What does it take to make citizens league's list of suspicious luncheons?
We're going to share a little inside story with you today.
Back in the early 1980s it became obvious that The Vindicator should have some pictures of Vincenzo "Jimmy" Prato in its files. This was shortly after it was revealed that the FBI had bugged Prato's restaurant, the Calla Mar Manor on Market Street Ext., as part of its investigation of the mob in the Mahoning Valley.
The plan: A nondescript van was procured, its back windows were covered with one-way film so a reporter could see out and a photographer could take pictures, but no one could see in.
A male reporter drove, a female reporter at his side, the theory being that they'd look like a young couple going out to lunch. They pulled into a parking spot in a restaurant directly across the street from the Calla Mar and went in to order lunch while the photographer sat in the back of the van, camera at the ready.
Within minutes, a man -- not Prato -- walked out of the restaurant, looked directly at the van across the street, and made an elaborate obscene gesture.
Best laid plans: So we know what it's like to be caught. And when Bob Fitzer, a board member of the Citizens League of Greater Youngstown, was caught a week ago lying under a tree, binoculars and notebook in hand, as a group of businessmen and politicians gathered at a downtown restaurant for lunch, we could sympathize -- to a point.
Whatever sympathy we may have had for Fitzer evaporated when he refused to explain his mission. (No, we don't believe he was bird-watching.) The generally outspoken Fitzer became suddenly reclusive. Why? We already have the Who, What, When and Where of Fitzer's excursion last Saturday. What's missing is the Why, and we think Fitzer owes the community that much.
The citizens league trotted out Tom Zamary, its secretary, with half of an explanation. "It's about these Cafaro meetings," he said, "We're interested in who shows up at these meetings and what goes on at them. There's a bigger issue here and it's the meetings."

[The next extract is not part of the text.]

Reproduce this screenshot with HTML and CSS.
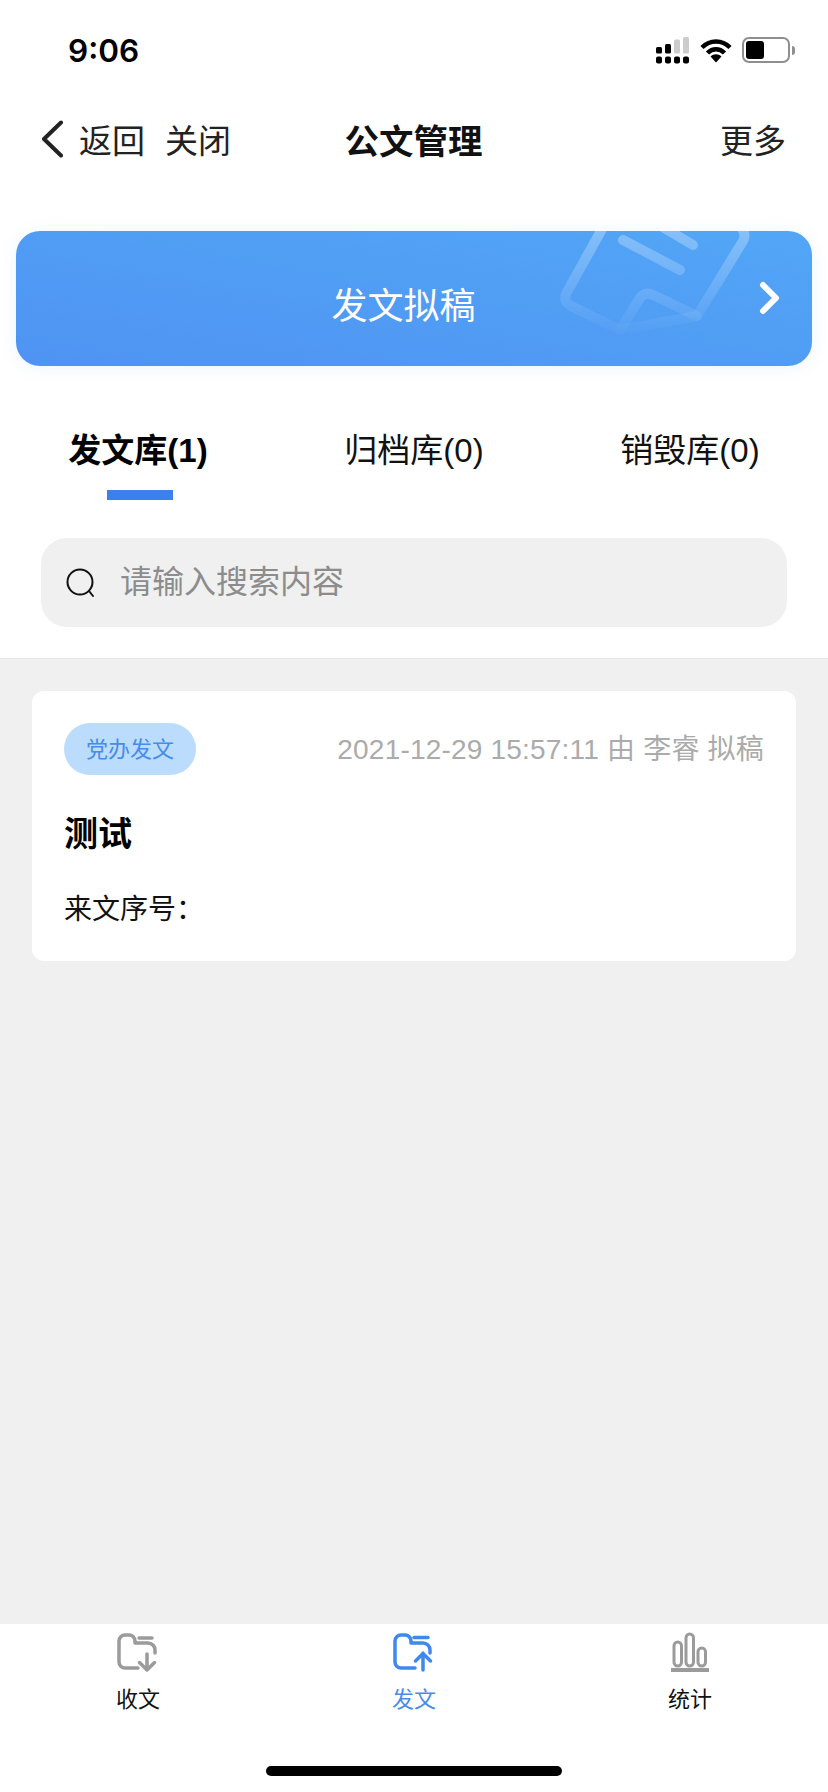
FILE: index.html
```html
<!DOCTYPE html>
<html lang="zh-CN">
<head>
<meta charset="utf-8">
<title>公文管理</title>
<link rel="stylesheet" href="styles.css">
</head>
<body>
<div class="page">
  <div class="status">
    <span class="time">9:06</span>
    <div class="status-icons">
      <svg class="signal" width="34" height="27" viewBox="0 0 34 27">
        <rect x="0" y="10" width="6" height="6.5" rx="1.5" fill="#000"/>
        <rect x="9" y="7" width="6" height="9.5" rx="1.5" fill="#000"/>
        <rect x="18" y="2.5" width="6" height="14" rx="1.5" fill="#ccc"/>
        <rect x="27" y="0" width="6" height="16.5" rx="1.5" fill="#ccc"/>
        <rect x="0" y="19.5" width="6" height="7" rx="2" fill="#000"/>
        <rect x="9" y="19.5" width="6" height="7" rx="2" fill="#000"/>
        <rect x="18" y="19.5" width="6" height="7" rx="2" fill="#000"/>
        <rect x="27" y="19.5" width="6" height="7" rx="2" fill="#000"/>
      </svg>
      <svg class="wifi" width="32" height="25" viewBox="0 0 32 25">
        <path d="M2 9.5C10 1.500 22 1.500 30 9.500" fill="none" stroke="#000" stroke-width="4.500"/>
        <path d="M7.500 15C12.500 10 19.500 10 24.500 15" fill="none" stroke="#000" stroke-width="4.500"/>
        <path d="M10.500 18.500C13.500 15.500 18.500 15.500 21.500 18.500L16 24.500Z" fill="#000"/>
      </svg>
      <div class="battery"><span class="battery-fill"></span></div>
      <span class="battery-cap"></span>
    </div>
  </div>

  <header class="nav">
    <div class="nav-left">
      <svg class="back" width="24" height="38" viewBox="0 0 24 38">
        <path d="M21 2.500L4 19L21 35.500" fill="none" stroke="#222" stroke-width="4" stroke-linecap="round" stroke-linejoin="round"/>
      </svg>
      <span class="nav-link">返回</span>
      <span class="nav-link">关闭</span>
    </div>
    <h1 class="nav-title">公文管理</h1>
    <span class="nav-link nav-more">更多</span>
  </header>

  <div class="banner">
    <svg class="banner-art" width="795" height="135" viewBox="0 0 795 135">
      <defs>
        <linearGradient id="fade" gradientUnits="userSpaceOnUse" x1="0" y1="0" x2="0" y2="108">
          <stop offset="0" stop-color="#fff" stop-opacity=".3"/>
          <stop offset="1" stop-color="#fff" stop-opacity="0"/>
        </linearGradient>
      </defs>
      <g fill="none" stroke="url(#fade)" stroke-width="10" stroke-linecap="round" stroke-linejoin="round">
        <path d="M577 -30L724 -5Q731 3 727 10L681 85L604 99L555 75Q546 70 551 61L596 -20"/>
        <path d="M607 9L664 39"/>
        <path d="M640 -8L677 14"/>
        <path d="M604 99L624 67Q629 60 637 64L681 85"/>
      </g>
    </svg>
    <span class="banner-text">发文拟稿</span>
    <svg class="banner-chevron" width="22" height="34" viewBox="0 0 22 34">
      <path d="M4 4L17 17L4 30" fill="none" stroke="#fff" stroke-width="6" stroke-linecap="round" stroke-linejoin="round"/>
    </svg>
  </div>

  <nav class="tabs">
    <div class="tab tab-active">发文库(1)</div>
    <div class="tab">归档库(0)</div>
    <div class="tab">销毁库(0)</div>
  </nav>

  <div class="search-wrap">
    <div class="search">
      <svg width="32" height="32" viewBox="0 0 32 32">
        <circle cx="15" cy="15" r="12.500" fill="none" stroke="#111" stroke-width="2"/>
        <path d="M24 24L28 29" fill="none" stroke="#111" stroke-width="2" stroke-linecap="round"/>
      </svg>
      <span class="search-text">请输入搜索内容</span>
    </div>
  </div>

  <main class="content">
    <article class="card">
      <div class="card-head">
        <span class="tag">党办发文</span>
        <span class="meta">2021-12-29 15:57:11 由 李睿 拟稿</span>
      </div>
      <h2 class="card-title">测试</h2>
      <p class="card-line">来文序号：</p>
    </article>
  </main>

  <footer class="tabbar">
    <div class="tabbar-item">
      <svg width="42" height="40" viewBox="0 0 42 40">
        <g fill="none" stroke="#9b9b9b" stroke-width="3.500" stroke-linecap="round" stroke-linejoin="round">
          <path d="M21 36H8a6 6 0 0 1-6-6V9a6 6 0 0 1 6-6h4a6 6 0 0 1 6 6v2h13a7 7 0 0 1 7 7v3"/>
          <path d="M22 6H35"/>
          <path d="M30 22V38M22.500 30.500L30 38L37.500 30.500"/>
        </g>
      </svg>
      <span class="tabbar-label">收文</span>
    </div>
    <div class="tabbar-item tabbar-active">
      <svg width="42" height="40" viewBox="0 0 42 40">
        <g fill="none" stroke="#3f88ee" stroke-width="3.500" stroke-linecap="round" stroke-linejoin="round">
          <path d="M22 36H8a6 6 0 0 1-6-6V9a6 6 0 0 1 6-6h4a6 6 0 0 1 6 6v2h12a7 7 0 0 1 7 7v3"/>
          <path d="M21 5.500H35"/>
          <path d="M30 21V38M22.500 29L30 21.500L37.500 29"/>
        </g>
      </svg>
      <span class="tabbar-label">发文</span>
    </div>
    <div class="tabbar-item">
      <svg width="42" height="40" viewBox="0 0 42 40">
        <g fill="none" stroke="#9b9b9b" stroke-width="3">
          <rect x="5" y="10" width="7.500" height="24" rx="3.750"/>
          <rect x="17" y="2" width="7.500" height="32" rx="3.750"/>
          <rect x="29" y="16" width="7.500" height="18" rx="3.750"/>
        </g>
        <path d="M2 38H40" fill="none" stroke="#9b9b9b" stroke-width="4"/>
      </svg>
      <span class="tabbar-label">统计</span>
    </div>
    <span class="home-indicator"></span>
  </footer>
</div>
</body>
</html>
```

FILE: styles.css
```css
* { box-sizing: border-box; }

html, body {
  margin: 0;
  padding: 0;
  background: #fff;
}

body {
  font-family: "Liberation Sans", "Noto Sans CJK SC", sans-serif;
  color: #000;
}

.page {
  width: 828px;
  height: 1792px;
  display: flex;
  flex-direction: column;
  overflow: hidden;
}

.status {
  height: 90px;
  flex: none;
  padding: 10px 33px 0 68px;
  display: flex;
  align-items: center;
  justify-content: space-between;
}

.time {
  font-family: Inter, "Liberation Sans", sans-serif;
  font-size: 31.500px;
  font-weight: 600;
  color: #000;
}

.status-icons {
  display: flex;
  align-items: center;
}

.signal { margin-right: 10px; }
.wifi { margin-right: 10px; }

.battery {
  width: 48px;
  height: 26px;
  border: 2px solid #8f8f8f;
  border-radius: 7px;
  padding: 2px;
}

.battery-fill {
  display: block;
  width: 18px;
  height: 18px;
  background: #000;
  border-radius: 3px;
}

.battery-cap {
  width: 3px;
  height: 9px;
  margin-left: 2px;
  background: #8f8f8f;
  border-radius: 0 3px 3px 0;
}

.nav {
  height: 100px;
  flex: none;
  padding: 0 42px 2px 40px;
  display: grid;
  grid-template-columns: 1fr auto 1fr;
  align-items: center;
}

.nav-left {
  display: flex;
  align-items: center;
}

.back { margin-right: 15px; }

.nav-link {
  font-size: 33px;
  color: #222;
  margin-right: 20px;
}

.nav-title {
  margin: 0 0 0 1px;
  font-size: 34.500px;
  font-weight: 700;
  color: #111;
}

.nav-more {
  justify-self: end;
  margin-right: 0;
}

.banner {
  position: relative;
  flex: none;
  height: 135px;
  margin: 41px 16px 0;
  border-radius: 24px;
  background: linear-gradient(190deg, #52a6f7 0%, #4f93f2 100%);
  box-shadow: 0 2px 16px rgba(80, 140, 230, .1);
  display: flex;
  align-items: center;
  justify-content: center;
  overflow: hidden;
}

.banner-art {
  position: absolute;
  left: 0;
  top: 0;
}

.banner-text {
  position: relative;
  font-size: 36px;
  color: #fff;
  margin-right: 21px;
  margin-top: 9px;
}

.banner-chevron {
  position: absolute;
  right: 31px;
  top: 50px;
}

.tabs {
  flex: none;
  height: 134px;
  display: grid;
  grid-template-columns: repeat(3, 1fr);
  padding-top: 57px;
}

.tab {
  position: relative;
  text-align: center;
  font-size: 33px;
  line-height: 56px;
  color: #111;
}

.tab-active {
  font-weight: 700;
  color: #000;
}

.tab-active::after {
  content: "";
  position: absolute;
  left: 107px;
  top: 67px;
  width: 66px;
  height: 10px;
  background: #3b7ff0;
}

.search-wrap {
  flex: none;
  height: 158px;
  padding: 38px 41px 0;
}

.search {
  height: 89px;
  border-radius: 26px;
  background: #f0f0f0;
  display: flex;
  align-items: center;
  padding: 0 0 0 24px;
}

.search-text {
  margin-left: 23px;
  margin-bottom: 7px;
  font-size: 32px;
  color: #8c8c8c;
}

.content {
  flex: 1;
  min-height: 0;
  background: #f0f0f0;
  border-top: 1px solid #e6e6e6;
  padding: 32px 32px 0;
}

.card {
  height: 270px;
  background: #fff;
  border-radius: 12px;
  padding: 32px 32px 0;
}

.card-head {
  display: flex;
  justify-content: space-between;
  align-items: center;
}

.tag {
  width: 132px;
  height: 52px;
  border-radius: 26px;
  background: #bbdcfd;
  color: #458ceb;
  font-size: 22px;
  line-height: 54px;
  text-align: center;
}

.meta {
  font-size: 28px;
  letter-spacing: .2px;
  color: #ababab;
  margin-bottom: 4px;
}

.card-title {
  margin: 34px 0 0;
  font-size: 34px;
  line-height: 50px;
  font-weight: 700;
  color: #000;
}

.card-line {
  margin: 30px 0 0;
  font-size: 28px;
  line-height: 42px;
  color: #111;
}

.tabbar {
  position: relative;
  flex: none;
  height: 168px;
  background: #fff;
  display: grid;
  grid-template-columns: repeat(3, 1fr);
  align-items: start;
  padding-top: 8px;
}

.tabbar-item {
  display: flex;
  flex-direction: column;
  align-items: center;
  color: #111;
}

.tabbar-active { color: #458ceb; }

.tabbar-label {
  margin-top: 12px;
  font-size: 22px;
  line-height: 32px;
}

.home-indicator {
  position: absolute;
  left: 266px;
  top: 142px;
  width: 296px;
  height: 10px;
  border-radius: 5px;
  background: #000;
}
```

The meetings carry the name of William Cafaro, the Youngstown mall developer who started having occasional roundtable luncheons with his peers and politicians decades ago.
What is it that Fitzer, Zamary and whoever else has been involved in the surveillance suspects goes on at these meetings?
What secret? There's really no reason for the citizens league not to let the rest of us in on the secret now.
If members of this luncheon group have done something wrong, surely they know what it is. And they now know that the citizen's league is on to them. So the only ones left out in the cold are members of the general public.
The citizens league has long preached a philosophy of letting the light shine on wrong doing. Some members of the league have criticized the press, including this newspaper, for not doing enough to expose corruption.
In that spirit of letting the sun shine, the league should explain what method there is behind spending a hot Saturday afternoon lying in pine needles, spying on a group of men enjoying lunch in an air- conditioned restaurant.
Or at least they could tell the public what criteria are used to determine which lunches merit the league's scrupulous attention.